There has been a recent shift from conventional means of education towards more student oriented, flexible and customized ways of learning modes. In line with the technological advances, distance and online education designs have gained an increasing acceptance and credence in particularly higher education industry. Distance learning is defined as “the acquisition of knowledge and skills through mediated information and instruction, encompassing all technologies and other forms of learning at a distance” (United States Distance Learning Association, 2009). With the rapid growth of the Internet, online distance learning has become a viable form of education (Granitz and Greene, 2003).

The current emphasis on online education can be explained by various interrelated factors. It might be claimed that online education has become fairly widespread and gained a lot significance in the last few decades due to the growth of accessibility through the spreading of the Internet, the current progress in information and communication technologies in general, the demand for continuous learning related to globalization and change to a knowledge-society and the individual interest in lifelong learning (Tellerup and Helms). Similarly, Demiray and Sever (2009: 26) also argued that the education systems have been globally improving during the mid 1990s, when the internet services were introduced and adopted information, communication and educational technologies for develop teaching and learning processes with an aim of providing world-class or an excellent ‘onclick’ education on demand to the learners. Format of online delivery of programs through the Internet is quite effective for learners placed geographically at distant places (Demiray and Sever, 2009: 26). The field of online education continues to be the strongest growing branch of education at all levels. More and more institutions have been offering online education programs and thereby number and variety of programs launched to the online education market are gradually increasing. There is a growing need to carry out more customer oriented analysis of the effectiveness of distance education programs since students are demanding personalized, up to date and high quality education services.

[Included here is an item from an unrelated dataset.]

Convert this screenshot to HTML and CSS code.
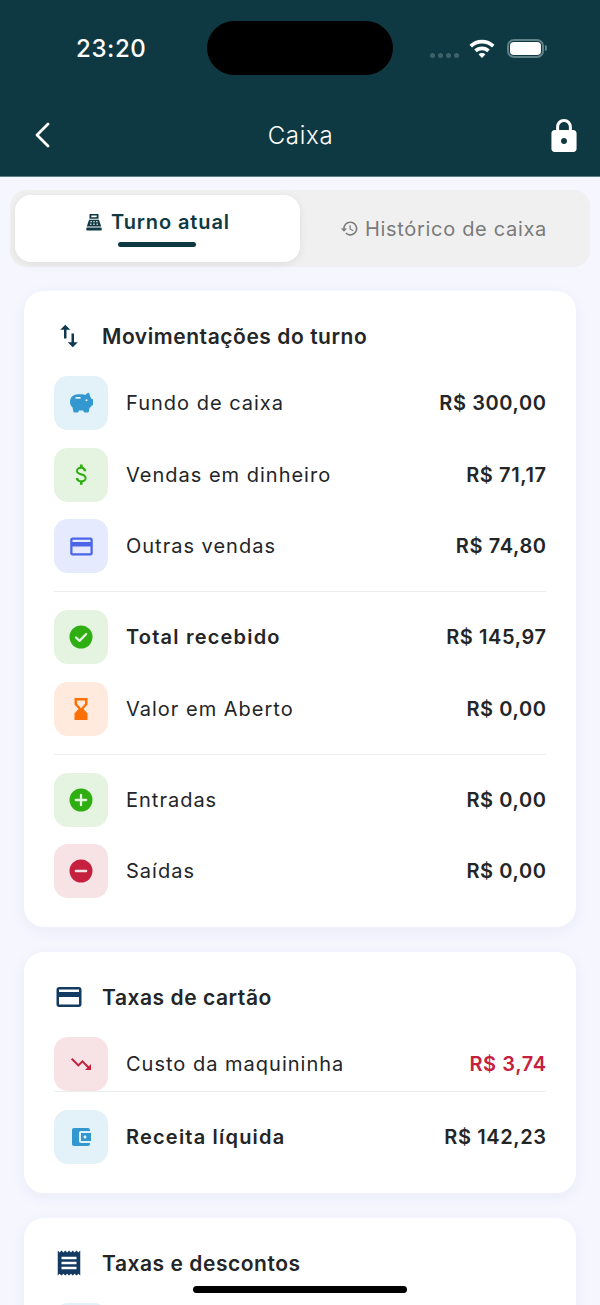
FILE: index.html
```html
<!DOCTYPE html>
<html lang="pt-BR">
<head>
    <meta charset="UTF-8">
    <title>Caixa</title>
    <link rel="stylesheet" href="styles.css">
</head>
<body>
    <header class="top">
        <div class="status">
            <span class="time">23:20</span>
            <div class="island"></div>
            <div class="dots"><i></i><i></i><i></i><i></i></div>
            <svg class="wifi" viewBox="0 0 24 18"><path d="M12 2.2c3.9 0 7.4 1.5 10 4l-2 2.1C17.9 6.300 15.100 5.100 12 5.100S6.100 6.300 4 8.300L2 6.200c2.600-2.500 6.100-4 10-4z"/><path d="M12 7.600c2.400 0 4.500.9 6.200 2.400l-2 2.100C15.100 11.100 13.600 10.500 12 10.500s-3.100.6-4.200 1.600l-2-2.100C7.500 8.500 9.600 7.600 12 7.600z"/><path d="M12 12.800c1.100 0 2 .4 2.700 1.100L12 16.800l-2.700-2.900c.7-.7 1.600-1.100 2.700-1.100z"/></svg>
            <div class="battery"><div class="battery-fill"></div></div>
            <div class="battery-tip"></div>
        </div>
        <nav class="nav">
            <svg class="back" viewBox="0 0 16 26"><path d="M14 2L3 13l11 11" fill="none" stroke="#fff" stroke-width="2.800" stroke-linecap="round" stroke-linejoin="round"/></svg>
            <h1>Caixa</h1>
            <svg class="lock" viewBox="4 1 16 21"><path d="M18 8h-1V6c0-2.760-2.240-5-5-5S7 3.240 7 6v2H6c-1.100 0-2 .9-2 2v10c0 1.100.9 2 2 2h12c1.100 0 2-.9 2-2V10c0-1.100-.9-2-2-2zm-6 8.900c-1.100 0-1.900-.8-1.900-1.900s.8-1.900 1.900-1.900 1.900.8 1.900 1.900-.8 1.900-1.900 1.900zM15.100 8H8.900V6c0-1.710 1.390-3.100 3.100-3.100 1.710 0 3.100 1.390 3.100 3.100v2z"/></svg>
        </nav>
    </header>

    <main class="content">
        <div class="tabs">
            <div class="tab tab-active">
                <div class="tab-label">
                    <svg class="register" viewBox="0 0 20 20"><path d="M5 1h10v5.500H5zM7 2.800v1.800h6V2.800z"/><path d="M4.500 7.500h11L18 15H2z"/><rect x="1.500" y="16" width="17" height="3.500" rx=".6"/><g fill="#fff"><rect x="6" y="9" width="1.600" height="1.300"/><rect x="9.200" y="9" width="1.600" height="1.300"/><rect x="12.400" y="9" width="1.600" height="1.300"/><rect x="5.600" y="11.800" width="1.600" height="1.300"/><rect x="9.200" y="11.800" width="1.600" height="1.300"/><rect x="12.800" y="11.800" width="1.600" height="1.300"/></g></svg>
                    <span>Turno atual</span>
                </div>
                <div class="tab-bar"></div>
            </div>
            <div class="tab tab-other">
                <svg class="history" viewBox="0 0 24 24"><path d="M13 3c-4.970 0-9 4.030-9 9H1l3.890 3.890.07.14L9 12H6c0-3.870 3.130-7 7-7s7 3.130 7 7-3.130 7-7 7c-1.930 0-3.680-.79-4.940-2.060l-1.420 1.420C8.270 19.990 10.510 21 13 21c4.970 0 9-4.030 9-9s-4.030-9-9-9zm-1 5v5l4.280 2.540.72-1.210-3.500-2.080V8H12z"/></svg>
                <span>Histórico de caixa</span>
            </div>
        </div>

        <section class="card">
            <div class="card-head">
                <svg class="head-icon swap" viewBox="0 0 24 24"><path d="M16 17.010V10h-2v7.010h-3L15 21l4-3.990h-3zM9 3L5 6.990h3V14h2V6.990h3L9 3z"/></svg>
                <h2>Movimentações do turno</h2>
            </div>
            <div class="rows">
                <div class="row">
                    <div class="tile tile-blue">
                        <svg class="ico c-blue" viewBox="0 0 24 24"><path d="M20 1.800c-1.600.2-2.800 1-3.600 2.200C15.300 3.400 14.200 3.200 13 3.200H9C4.800 3.200 1 6 1 10.800c0 2.500 1 4.400 2.500 5.600l.9 4.100c.1.600.6 1 1.200 1h2.800c.6 0 1.100-.4 1.200-1l.2-1h4.600l.2 1c.1.600.6 1 1.200 1h2.800c.6 0 1.100-.4 1.200-1l.7-3.500c1.200-.7 2-1.600 2.500-2.800h1.200V8.200h-1.500c-.3-.8-.7-1.500-1.300-2.100z"/><rect x="6.300" y="6" width="5.500" height="1.800" rx=".9" fill="#e3f1f8"/><circle cx="17.500" cy="9.300" r="1" fill="#e3f1f8"/></svg>
                    </div>
                    <span class="label">Fundo de caixa</span>
                    <span class="value">R$ 300,00</span>
                </div>
                <div class="row">
                    <div class="tile tile-green">
                        <svg class="ico ico-big c-green" viewBox="0 0 24 24"><path d="M11.800 10.900c-2.270-.59-3-1.200-3-2.150 0-1.090 1.010-1.850 2.700-1.850 1.780 0 2.440.85 2.500 2.100h2.210c-.07-1.720-1.120-3.300-3.210-3.810V3h-2.400v2.160c-1.940.42-3.500 1.680-3.500 3.610 0 2.310 1.910 3.460 4.700 4.130 2.500.6 3 1.480 3 2.410 0 .69-.49 1.790-2.700 1.790-2.060 0-2.870-.92-2.980-2.100h-2.200c.12 2.190 1.760 3.420 3.680 3.830V21h2.400v-2.150c1.950-.37 3.500-1.500 3.500-3.550 0-2.840-2.430-3.810-4.700-4.400z"/></svg>
                    </div>
                    <span class="label">Vendas em dinheiro</span>
                    <span class="value">R$ 71,17</span>
                </div>
                <div class="row">
                    <div class="tile tile-indigo">
                        <svg class="ico ico-big c-indigo" viewBox="0 0 24 24"><path d="M20 4H4c-1.110 0-1.990.89-1.990 2L2 18c0 1.110.89 2 2 2h16c1.110 0 2-.89 2-2V6c0-1.110-.89-2-2-2zm0 14H4v-6h16v6zm0-10H4V6h16v2z"/></svg>
                    </div>
                    <span class="label">Outras vendas</span>
                    <span class="value">R$ 74,80</span>
                </div>
            </div>
            <hr class="divider">
            <div class="rows">
                <div class="row">
                    <div class="tile tile-green">
                        <svg class="ico c-green" viewBox="0 0 24 24"><circle cx="12" cy="12" r="11.500"/><path d="M7 12.500l3.500 3.400L17.200 9" fill="none" stroke="#e4f4e0" stroke-width="2.300" stroke-linecap="round" stroke-linejoin="round"/></svg>
                    </div>
                    <span class="label label-strong">Total recebido</span>
                    <span class="value">R$ 145,97</span>
                </div>
                <div class="row">
                    <div class="tile tile-orange">
                        <svg class="ico c-orange" viewBox="0 0 24 24"><path d="M18.500 23v-6.500L14.500 12l4-4.500V1h-13v6.500l4 4.500-4 4.500V23h13zM8 6.700V3.400h8v3.300l-4 4.500-4-4.500z"/></svg>
                    </div>
                    <span class="label">Valor em Aberto</span>
                    <span class="value">R$ 0,00</span>
                </div>
            </div>
            <hr class="divider">
            <div class="rows">
                <div class="row">
                    <div class="tile tile-green">
                        <svg class="ico c-green" viewBox="0 0 24 24"><circle cx="12" cy="12" r="11.500"/><path d="M12 6.800v10.400M6.800 12h10.400" fill="none" stroke="#e4f4e0" stroke-width="2.300" stroke-linecap="round"/></svg>
                    </div>
                    <span class="label">Entradas</span>
                    <span class="value">R$ 0,00</span>
                </div>
                <div class="row">
                    <div class="tile tile-red">
                        <svg class="ico c-red" viewBox="0 0 24 24"><circle cx="12" cy="12" r="11.500"/><path d="M6.800 12h10.400" fill="none" stroke="#f7e3e6" stroke-width="2.300" stroke-linecap="round"/></svg>
                    </div>
                    <span class="label">Saídas</span>
                    <span class="value">R$ 0,00</span>
                </div>
            </div>
        </section>

        <section class="card">
            <div class="card-head">
                <svg class="head-icon card-icon" viewBox="0 0 24 24"><path d="M20 4H4c-1.110 0-1.990.89-1.990 2L2 18c0 1.110.89 2 2 2h16c1.110 0 2-.89 2-2V6c0-1.110-.89-2-2-2zm0 14H4v-6h16v6zm0-10H4V6h16v2z"/></svg>
                <h2>Taxas de cartão</h2>
            </div>
            <div class="row">
                <div class="tile tile-red">
                    <svg class="ico c-red" viewBox="0 0 24 24"><path d="M16 18l2.290-2.290-4.880-4.880-4 4L2 7.410 3.410 6l6 6 4-4 6.300 6.290L22 12v6h-6z"/></svg>
                </div>
                <span class="label">Custo da maquininha</span>
                <span class="value value-red">R$ 3,74</span>
            </div>
            <hr class="divider divider-tight">
            <div class="row">
                <div class="tile tile-blue">
                    <svg class="ico c-blue" viewBox="0 0 24 24"><path d="M21 18v1c0 1.100-.9 2-2 2H5c-1.110 0-2-.9-2-2V5c0-1.100.89-2 2-2h14c1.100 0 2 .9 2 2v1h-9c-1.110 0-2 .9-2 2v8c0 1.100.89 2 2 2h9zm-9-2h10V8H12v8zm4-2.500c-.83 0-1.500-.67-1.500-1.500s.67-1.500 1.500-1.500 1.500.67 1.500 1.500-.67 1.500-1.500 1.500z"/></svg>
                </div>
                <span class="label label-strong">Receita líquida</span>
                <span class="value">R$ 142,23</span>
            </div>
        </section>

        <section class="card">
            <div class="card-head">
                <svg class="head-icon card-icon" viewBox="0 0 24 24"><path d="M18 17H6v-2h12v2zm0-4H6v-2h12v2zm0-4H6V7h12v2zM3 22l1.500-1.500L6 22l1.500-1.500L9 22l1.500-1.500L12 22l1.500-1.500L15 22l1.500-1.500L18 22l1.500-1.500L21 22V2l-1.500 1.500L18 2l-1.500 1.500L15 2l-1.500 1.500L12 2l-1.500 1.500L9 2 7.500 3.500 6 2 4.500 3.500 3 2v20z"/></svg>
                <h2>Taxas e descontos</h2>
            </div>
            <div class="row">
                <div class="tile tile-blue"></div>
            </div>
        </section>
    </main>

    <div class="home-bar"></div>
</body>
</html>
```

FILE: styles.css
```css
* {
    box-sizing: border-box;
}
html, body {
    margin: 0;
    height: 1305px;
    overflow: hidden;
}
body {
    position: relative;
    font-family: Inter, "Noto Sans", sans-serif;
    background-color: #f5f6fe;
    color: #232527;
}

/* header */
.top {
    height: 177px;
    padding-top: 21px;
    background-color: #0f3942;
    border-bottom: 1px solid #5d7d84;
    color: #fff;
}
.status {
    display: flex;
    align-items: center;
    height: 54px;
    padding-left: 76px;
}
.time {
    width: 131px;
    font-size: 24px;
    font-weight: 500;
    letter-spacing: 0.6px;
}
.island {
    width: 186px;
    height: 54px;
    border-radius: 27px;
    background: #000;
}
.dots {
    display: flex;
    gap: 3px;
    margin: 14px 0 0 37px;
}
.dots i {
    width: 5px;
    height: 5px;
    border-radius: 50%;
    background: #3d626a;
}
.wifi {
    width: 30px;
    height: 22.500px;
    margin-left: 8px;
    fill: #fff;
}
.battery {
    width: 37px;
    height: 19px;
    margin-left: 9.500px;
    padding: 1px;
    border: 2px solid #5f8188;
    border-radius: 7px;
}
.battery-fill {
    height: 100%;
    border-radius: 4px;
    background: #fff;
}
.battery-tip {
    width: 2px;
    height: 6px;
    margin-left: 1px;
    border-radius: 0 2px 2px 0;
    background: #5f8188;
}
.nav {
    display: flex;
    align-items: center;
    justify-content: space-between;
    height: 40px;
    margin-top: 40px;
    padding: 0 23px 0 34px;
}
.back {
    width: 16px;
    height: 26px;
}
.nav h1 {
    margin: 0;
    font-size: 24px;
    font-weight: 300;
    letter-spacing: 0.7px;
}
.lock {
    width: 26px;
    height: 33px;
    fill: #fff;
}

/* tabs */
.content {
    padding: 13px 24px 0;
}
.tabs {
    display: flex;
    height: 77px;
    margin: 0 -14px 24px;
    padding: 5px;
    border-radius: 16px;
    background: #f0f0f0;
}
.tab {
    flex: 1;
    display: flex;
    flex-direction: column;
    align-items: center;
    justify-content: center;
}
.tab-active {
    flex: 0 0 285px;
    border-radius: 16px;
    background: #fff;
    box-shadow: 0 2px 8px rgba(0, 0, 0, 0.08);
    color: #0f3942;
}
.tab-label {
    display: flex;
    align-items: center;
    gap: 8px;
    height: 30px;
    margin-top: -3px;
    font-size: 20px;
    font-weight: 600;
    letter-spacing: 0.9px;
}
.register {
    width: 18px;
    height: 18px;
    fill: #0f3942;
}
.tab-bar {
    width: 78px;
    height: 5px;
    margin-top: 5px;
    margin-left: -1px;
    border-radius: 3px;
    background: #0f3942;
}
.tab-other {
    flex-direction: row;
    gap: 6px;
    padding-left: 2px;
    color: #7a7a7a;
    font-size: 20px;
    font-weight: 400;
    letter-spacing: 0.68px;
}
.history {
    width: 19px;
    height: 19px;
    fill: #7a7a7a;
}

/* cards */
.card {
    margin-bottom: 25px;
    padding: 30px 30px 29px;
    border-radius: 20px;
    background: #fff;
    box-shadow: 0 4px 16px rgba(40, 50, 110, 0.05);
}
.card-head {
    display: flex;
    align-items: center;
    height: 30px;
    margin-bottom: 25px;
}
.card-head h2 {
    margin: 0;
    font-size: 21px;
    font-weight: 600;
    letter-spacing: 0.55px;
}
.head-icon {
    width: 30px;
    height: 30px;
    margin-right: 18px;
    fill: #143a5c;
}
.swap {
    fill: #0f3950;
}
.card-icon {
    fill: #123a62;
}
.rows {
    display: flex;
    flex-direction: column;
    gap: 17.500px;
}
.row {
    display: flex;
    align-items: center;
    height: 54px;
}
.tile {
    flex: none;
    display: flex;
    align-items: center;
    justify-content: center;
    width: 54px;
    height: 54px;
    margin-right: 18px;
    border-radius: 14px;
}
.tile-blue { background: #e3f1f8; }
.tile-green { background: #e4f4e0; }
.tile-indigo { background: #e6eafe; }
.tile-orange { background: #ffeadd; }
.tile-red { background: #f7e3e6; }
.ico {
    width: 24px;
    height: 24px;
}
.ico-big {
    width: 27px;
    height: 27px;
}
.c-blue { fill: #3398d0; }
.c-green { fill: #2fae12; }
.c-indigo { fill: #4a65e8; }
.c-orange { fill: #fb7108; }
.c-red { fill: #c5203d; }
.label {
    flex: 1;
    font-size: 20px;
    letter-spacing: 1px;
}
.label-strong {
    font-weight: 600;
    letter-spacing: 1.2px;
}
.value {
    margin-right: -0.6px;
    font-size: 20px;
    font-weight: 600;
    letter-spacing: 0.6px;
}
.value-red {
    color: #c5203d;
}
.divider {
    height: 1px;
    margin: 18px 0;
    border: 0;
    background: #eceded;
}
.divider-tight {
    margin-top: 0;
}
.home-bar {
    position: absolute;
    left: 193px;
    bottom: 12px;
    width: 214px;
    height: 7px;
    border-radius: 4px;
    background: #000;
}
```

With the intensified pace of globalization and increasing customer expectations, education sector, like many other industries, faces a rising competition in terms of serving customers better. In today’s education environments, students no longer see themselves as a standardized consumption unit of educational service. Instead, they want to be treated themselves as “customized” and their needs and wants should be well understood and fulfilled carefully by the education providers. Thus, students need to be perceived as end users or customers in the emerging education market. Institutions require innovative marketing strategies in this highly competitive market for education services (Mukerji and Tripathi, 2004: 14-27).

Since online education programs are services in nature, the use of marketing concept to the field of online or distance education can also be valid for the effective management of online education services process. However, when universities think of marketing, they often imagine big advertising and promotion budgets, glossy brochures, intense selling activities generally and applying marketing principles poorly (Irene and Forbes, 2009). Since the industry historically has not been involved in structured and intense marketing efforts, higher education institutions were not able to develop marketing orientation and stance comparing to many other service sectors. Viewing students as customers neither is a discreditable matter nor harms the institution’s academic reputation. In contrast, this understanding provides a competitive advantage and enhances an institution’s ability to attract, retain and serve its customers better than competition (Seeman and O’Hara, 2006). Hence education institutions and administrators require a marketing orientation, customer consciousness, and a new look to organization and its services (programs) with a marketing point of view. With this respect, examining the online education programs with a marketing standpoint may contribute to both the existing body of online education literature and the education practitioners.